> [THE EXERCISE]:
From the listing below, extract every line containing "components".

> [STORED ROWS]:
* * *

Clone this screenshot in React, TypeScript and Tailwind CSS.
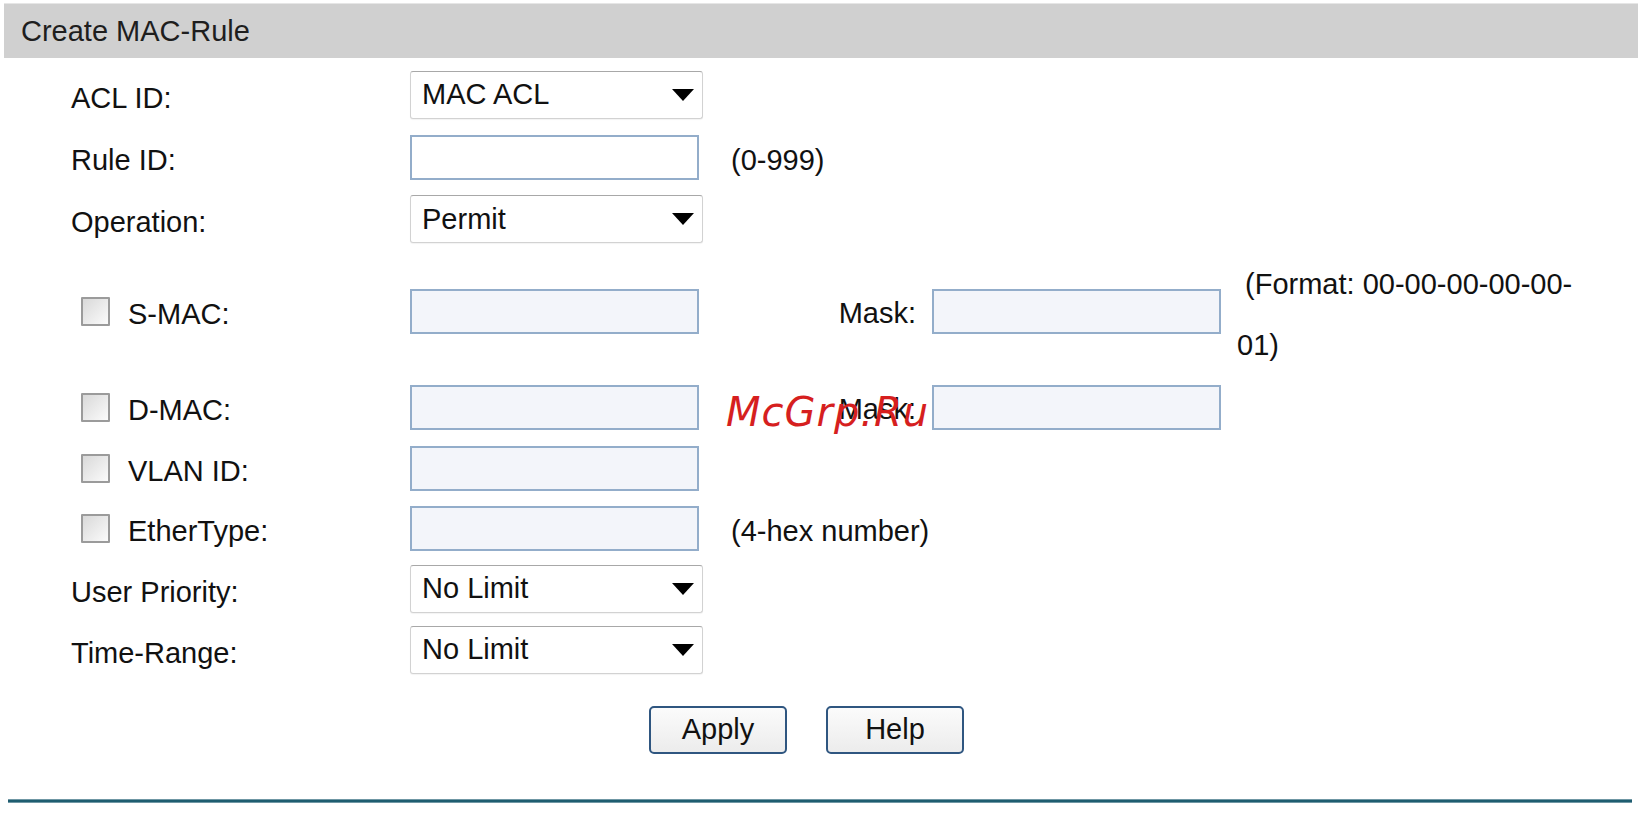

* * *

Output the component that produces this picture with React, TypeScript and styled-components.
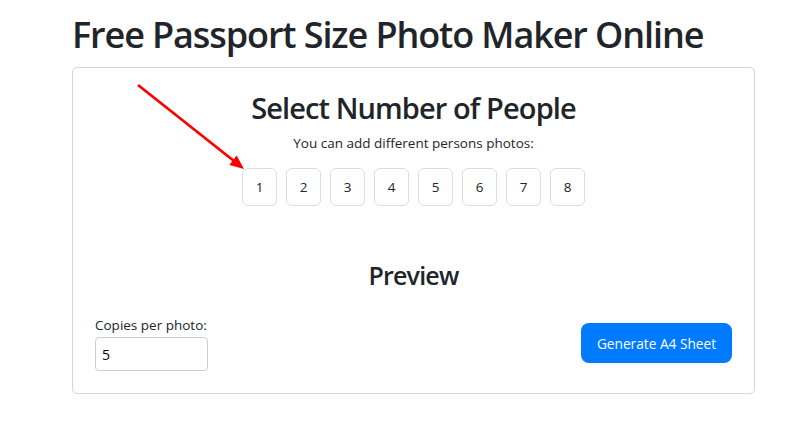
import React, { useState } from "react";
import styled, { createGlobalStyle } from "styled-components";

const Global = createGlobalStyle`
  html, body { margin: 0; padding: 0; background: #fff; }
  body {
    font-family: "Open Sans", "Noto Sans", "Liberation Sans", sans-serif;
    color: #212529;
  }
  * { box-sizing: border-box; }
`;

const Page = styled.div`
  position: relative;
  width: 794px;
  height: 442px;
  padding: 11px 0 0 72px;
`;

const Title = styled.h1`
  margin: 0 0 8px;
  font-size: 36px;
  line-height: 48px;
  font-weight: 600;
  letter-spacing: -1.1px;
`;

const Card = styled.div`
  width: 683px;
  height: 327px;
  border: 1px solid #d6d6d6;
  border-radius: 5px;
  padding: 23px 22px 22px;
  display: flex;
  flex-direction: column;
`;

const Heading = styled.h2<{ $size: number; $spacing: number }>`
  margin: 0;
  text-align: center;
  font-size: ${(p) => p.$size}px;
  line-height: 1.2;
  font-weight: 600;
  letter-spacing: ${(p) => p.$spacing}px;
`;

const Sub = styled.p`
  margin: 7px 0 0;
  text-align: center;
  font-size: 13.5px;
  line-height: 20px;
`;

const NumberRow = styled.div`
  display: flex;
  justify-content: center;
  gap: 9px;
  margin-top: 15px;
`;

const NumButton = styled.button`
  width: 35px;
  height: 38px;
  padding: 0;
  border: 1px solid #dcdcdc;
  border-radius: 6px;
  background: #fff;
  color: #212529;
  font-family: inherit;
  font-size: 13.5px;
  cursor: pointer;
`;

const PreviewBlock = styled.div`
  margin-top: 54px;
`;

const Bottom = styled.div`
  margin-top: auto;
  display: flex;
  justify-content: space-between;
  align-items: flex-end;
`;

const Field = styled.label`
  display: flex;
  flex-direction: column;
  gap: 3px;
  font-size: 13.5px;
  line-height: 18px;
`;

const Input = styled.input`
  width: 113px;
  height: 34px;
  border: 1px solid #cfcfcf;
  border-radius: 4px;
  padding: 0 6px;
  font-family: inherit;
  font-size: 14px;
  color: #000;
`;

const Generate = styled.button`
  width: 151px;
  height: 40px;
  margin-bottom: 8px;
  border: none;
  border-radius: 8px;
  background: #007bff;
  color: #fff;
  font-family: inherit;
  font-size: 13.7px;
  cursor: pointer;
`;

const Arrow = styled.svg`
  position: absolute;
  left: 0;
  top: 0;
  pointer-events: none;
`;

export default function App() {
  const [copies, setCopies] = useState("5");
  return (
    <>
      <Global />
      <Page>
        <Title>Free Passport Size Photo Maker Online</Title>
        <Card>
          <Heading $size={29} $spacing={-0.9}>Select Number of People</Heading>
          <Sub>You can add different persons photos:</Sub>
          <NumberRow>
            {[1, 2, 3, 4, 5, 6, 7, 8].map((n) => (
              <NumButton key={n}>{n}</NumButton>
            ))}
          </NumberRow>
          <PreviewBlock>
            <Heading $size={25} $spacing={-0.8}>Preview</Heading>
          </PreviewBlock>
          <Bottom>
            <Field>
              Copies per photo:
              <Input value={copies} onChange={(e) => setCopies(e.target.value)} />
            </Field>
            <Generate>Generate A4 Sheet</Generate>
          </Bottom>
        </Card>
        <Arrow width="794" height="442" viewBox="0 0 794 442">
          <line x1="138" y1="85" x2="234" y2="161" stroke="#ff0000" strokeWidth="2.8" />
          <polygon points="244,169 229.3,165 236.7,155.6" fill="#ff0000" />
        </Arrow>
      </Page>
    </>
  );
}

* * *

> [EXERCISE OUTPUT]:
Output the component that produces this picture with React, TypeScript and styled-components.
import styled, { createGlobalStyle } from "styled-components";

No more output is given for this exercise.